What Foreign Food Manufacturers Should Be Evaluating
For foreign food manufacturers and distributors actively exporting to the United States, the FSVP compliance question comes down to three practical issues.
The first is documentation. FSVP requires records that demonstrate supplier verification activities have been completed and are current. Gaps in documentation are among the most common reasons importers face FDA scrutiny, and they are entirely preventable with proper record-keeping systems.
The second is responsiveness. When the FDA contacts an importer about a supplier’s compliance status, the speed of the response matters. An FSVP agent who is slow to respond, difficult to reach, or unfamiliar with the specific supplier’s file is a liability at precisely the moment the relationship matters most.

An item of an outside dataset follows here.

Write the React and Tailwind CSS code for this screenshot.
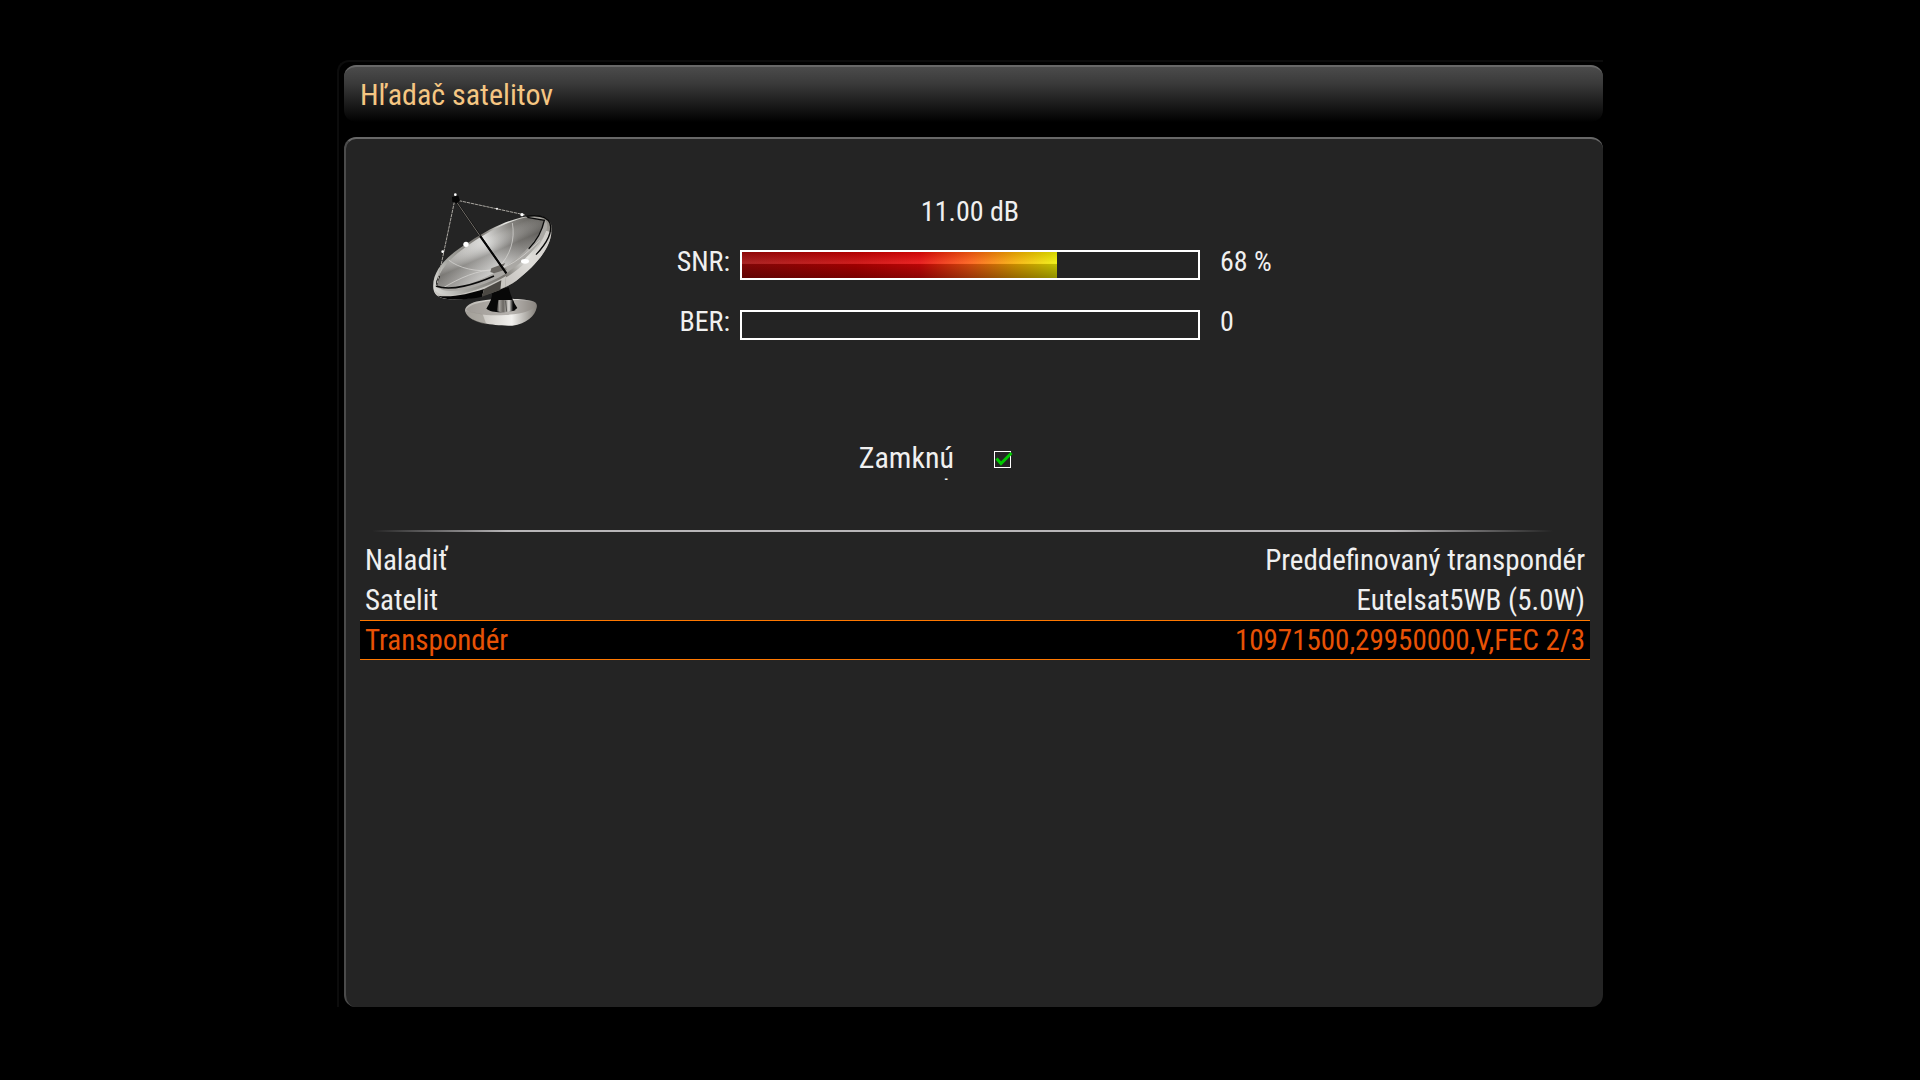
import React, { useState } from "react";

const settings = [
  { label: "Naladiť", value: "Preddefinovaný transpondér" },
  { label: "Satelit", value: "Eutelsat5WB (5.0W)" },
  { label: "Transpondér", value: "10971500,29950000,V,FEC 2/3" },
];

const DishIcon = () => (
  <svg viewBox="0 0 480 480" className="w-40 h-40 shrink-0" aria-hidden="true">
    <defs>
      <linearGradient id="rim" x1="80" y1="340" x2="420" y2="130" gradientUnits="userSpaceOnUse">
        <stop offset="0" stopColor="#d8d8d4" />
        <stop offset="0.2" stopColor="#a5a5a0" />
        <stop offset="0.5" stopColor="#76736e" />
        <stop offset="0.72" stopColor="#e8e8e4" />
        <stop offset="1" stopColor="#8d8a84" />
      </linearGradient>
      <linearGradient id="bowl" x1="90" y1="300" x2="400" y2="130" gradientUnits="userSpaceOnUse">
        <stop offset="0" stopColor="#8c8a86" />
        <stop offset="0.3" stopColor="#c2c1be" />
        <stop offset="0.5" stopColor="#dededc" />
        <stop offset="0.75" stopColor="#85837f" />
        <stop offset="1" stopColor="#5d5b57" />
      </linearGradient>
      <linearGradient id="shade" x1="180" y1="130" x2="260" y2="310" gradientUnits="userSpaceOnUse">
        <stop offset="0.3" stopColor="#fff" stopOpacity="0" />
        <stop offset="0.55" stopColor="#5d5b58" stopOpacity="0.45" />
        <stop offset="1" stopColor="#fff" stopOpacity="0.3" />
      </linearGradient>
      <linearGradient id="base" x1="165" y1="0" x2="381" y2="0" gradientUnits="userSpaceOnUse">
        <stop offset="0" stopColor="#b5b2ad" />
        <stop offset="0.35" stopColor="#d7d4cf" />
        <stop offset="0.65" stopColor="#f2f1ee" />
        <stop offset="1" stopColor="#817d77" />
      </linearGradient>
      <linearGradient id="stem" x1="230" y1="0" x2="320" y2="0" gradientUnits="userSpaceOnUse">
        <stop offset="0.32" stopColor="#080808" />
        <stop offset="0.42" stopColor="#a3a09b" />
        <stop offset="0.55" stopColor="#6a6762" />
        <stop offset="0.75" stopColor="#dad8d4" />
        <stop offset="0.88" stopColor="#080808" />
      </linearGradient>
    </defs>
    <path d="M165 390C168 376 184 367 208 363C262 353 330 356 364 362C377 365 383 371 380 383C375 407 350 431 307 437C253 439 191 427 175 409C169 402 165 396 165 390Z" fill="url(#base)" />
    <path d="M168 390C180 370 230 362 270 360C320 358 368 362 378 372C372 390 340 403 286 405C235 408 185 402 168 390Z" fill="#8f8b85" opacity="0.6" />
    <path d="M167 393L218 403L229 433C195 426 171 414 167 393Z" fill="#8d8982" opacity="0.5" />
    <path d="M247 332L296 322C302 348 311 368 322 384C308 399 246 402 229 386C240 368 247 353 247 332Z" fill="#080808" />
    <path d="M265 360L309 360L316 391C299 398 277 398 260 394Z" fill="url(#stem)" />
    <path d="M287 362L290 395" stroke="#34322f" strokeWidth="2" />
    <path d="M70 326C64 270 115 224 178 186C246 139 322 108 372 107C410 106 431 124 424 157C422 205 376 257 319 302C263 342 169 364 111 357C84 353 73 344 70 326Z" fill="url(#rim)" />
    <path d="M73 329C89 348 128 349 164 339C215 326 241 315 288 288L286 321C224 349 151 363 108 356C84 351 75 344 73 329Z" fill="#c8c6c1" />
    <path d="M82 347C123 354 177 342 222 327L216 350C176 359 124 362 95 353Z" fill="#050505" />
    <path d="M222 327L274 301L271 330L216 350Z" fill="#4b4843" />
    <path d="M288 292C341 262 391 207 408 152L424 157C422 205 376 257 319 302C308 310 298 316 286 321Z" fill="#dcdad6" opacity="0.8" />
    <path d="M80 322C77 276 126 230 181 193C246 148 329 114 372 113C409 112 417 127 409 151C392 194 343 244 287 281C226 317 144 340 101 331Z" fill="#aaa8a4" />
    <path d="M80 318C81 275 126 228 181 191C246 146 315 117 352 112L402 122C394 161 362 202 313 240C253 288 163 323 100 326Z" fill="url(#bowl)" />
    <path d="M80 318C81 275 126 228 181 191C246 146 315 117 352 112L402 122C394 161 362 202 313 240C253 288 163 323 100 326Z" fill="url(#shade)" />
    <path d="M116 240C145 264 201 278 255 270M307 129C316 178 301 226 266 262M97 325C149 294 201 270 260 268C310 258 351 218 390 181" fill="none" stroke="#d8d7d4" strokeWidth="3" opacity="0.7" />
    <path d="M88 288C82 298 80 308 80 319C124 334 196 313 252 288" fill="none" stroke="#0a0a0a" strokeWidth="5" />
    <path d="M352 112L403 121C396 153 380 182 356 206" fill="none" stroke="#0a0a0a" strokeWidth="4" />
    <path d="M349 109C385 104 412 111 420 130C428 156 408 192 378 224" fill="none" stroke="#0a0a0a" strokeWidth="4" />
    <path d="M244 265L286 249L278 262L291 268L252 280L241 276Z" fill="#6b6863" />
    <path d="M137 62L289 280" stroke="#080808" strokeWidth="5" />
    <path d="M137 62L211 169" stroke="#77736d" strokeWidth="3" />
    <path d="M211 169L289 280" stroke="#050505" strokeWidth="6" />
    <path d="M133 66L80 318M147 62L346 105" fill="none" stroke="#aaa7a1" strokeWidth="3" strokeDasharray="10 2" />
    <path d="M126 51L145 47L150 62L140 70L127 66Z" fill="#050505" />
    <g fill="#fff">
      <circle cx="136" cy="44" r="4" />
      <circle cx="168" cy="193" r="8" />
      <circle cx="98" cy="215" r="4" />
      <circle cx="336" cy="104" r="5" />
      <circle cx="261" cy="86" r="3" />
      <ellipse cx="345" cy="244" rx="12" ry="7" />
    </g>
  </svg>
);

const Meter = ({ label, value, text }) => (
  <>
    <span className="text-right">{label}</span>
    <div role="meter" aria-label={label} aria-valuenow={value} aria-valuemin={0} aria-valuemax={100} className="mx-[10px] h-[30px] border-2 border-white">
      <div className="h-full overflow-hidden" style={{ width: `${value}%` }}>
        <div className="h-full w-[456px] bg-[linear-gradient(to_bottom,rgba(0,0,0,0.12),rgba(255,255,255,0.12)_44%,rgba(0,0,0,0.2)_46%,rgba(0,0,0,0.4)),linear-gradient(to_right,#a00808,#c80000_25%,#e80808_39%,#ff5a10_50%,#f8b000_60%,#f0f000_69%)]" />
      </div>
    </div>
    <span className="pl-[10px]">{text}</span>
  </>
);

const App = () => {
  const [locked, setLocked] = useState(true);

  return (
    <div className="min-h-screen bg-black pt-[60px] pl-[337px] pr-[317px] pb-[70px] text-[#f0f0f0] font-['Roboto_Condensed',Roboto,sans-serif]">
      <main className="border-l-2 border-t-2 border-[#0c0c0c] rounded-tl-xl pl-[5px] pt-[3px]">
        <header className="h-[57px] px-4 flex items-center rounded-xl border-t-2 border-t-[#686868] bg-[linear-gradient(to_bottom,#4b4b4b,#3a3a3a_30%,#000)]">
          <h1 className="text-[30px] leading-10 text-[#f5c682]">Hľadač satelitov</h1>
        </header>

        <section className="mt-[15px] min-h-[870px] rounded-xl border-t-2 border-l-2 border-t-[#686868] border-l-[#4b4b4b] bg-[#242424] pt-[41px] pl-[14px] pr-[13px]">
          <div className="flex pl-[50px]">
            <DishIcon />
            <div className="ml-[70px] pt-5 grid grid-cols-[90px_480px_auto] grid-rows-[20px_30px_30px] gap-y-[30px] text-[28px] leading-6">
              <span className="col-start-2 text-center">11.00 dB</span>
              <span />
              <Meter label="SNR:" value={69} text="68 %" />
              <Meter label="BER:" value={0} text="0" />
            </div>
          </div>

          <div className="mt-[100px] ml-[494px] h-10 flex gap-10">
            <label htmlFor="lock" className="w-[100px] overflow-hidden break-all text-right text-[30px] leading-[35px]">Zamknúť:</label>
            <span className="relative mt-[11px] size-[17px]">
              <input id="lock" type="checkbox" checked={locked} onChange={(e) => setLocked(e.target.checked)} className="block size-[17px] appearance-none border border-white" />
              {locked && (
                <svg viewBox="0 0 19 17" className="absolute left-0 top-0 w-[19px] h-[17px] pointer-events-none" aria-hidden="true">
                  <path d="M2.5 7.5L7 12.5L17.5 2" fill="none" stroke="#00c800" strokeWidth="3" />
                </svg>
              )}
            </span>
          </div>

          <div className="mt-[50px] h-0.5 bg-[linear-gradient(to_right,transparent_1%,#b8b6b8_12%,#b8b6b8_84%,transparent_97%)]" />

          <dl className="mt-2 text-[29px] leading-[38px]">
            {settings.map((item, i) => (
              <div key={item.label} className={`h-10 px-[5px] flex justify-between border-y ${i === 2 ? "border-[#ff7800] bg-black text-[#e85205]" : "border-transparent"}`}>
                <dt>{item.label}</dt>
                <dd>{item.value}</dd>
              </div>
            ))}
          </dl>
        </section>
      </main>
    </div>
  );
};

export default App;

The third is renewal and ongoing monitoring. FSVP compliance is not a one-time filing. It requires ongoing supplier verification activities, periodic record reviews, and updates when a supplier’s processes or safety plans change. Foreign manufacturers who treat FSVP as a checkbox rather than a continuous program tend to accumulate compliance gaps that surface at the worst possible time.
The Broader Picture for US Food Imports
FSMA’s implementation has fundamentally changed the risk calculus for foreign food suppliers targeting the US market. The FDA now has more tools, more data, and more enforcement capacity than it did a decade ago. Companies that built their US distribution on informal compliance arrangements or minimal documentation are increasingly finding that approach unsustainable.
The FSVP agent market exists because the compliance requirement is real, the consequences of non-compliance are significant, and most foreign food manufacturers do not have the internal US-based infrastructure to manage it themselves. The question is not whether to engage with FSVP compliance. The question is who handles it and how well they do the job.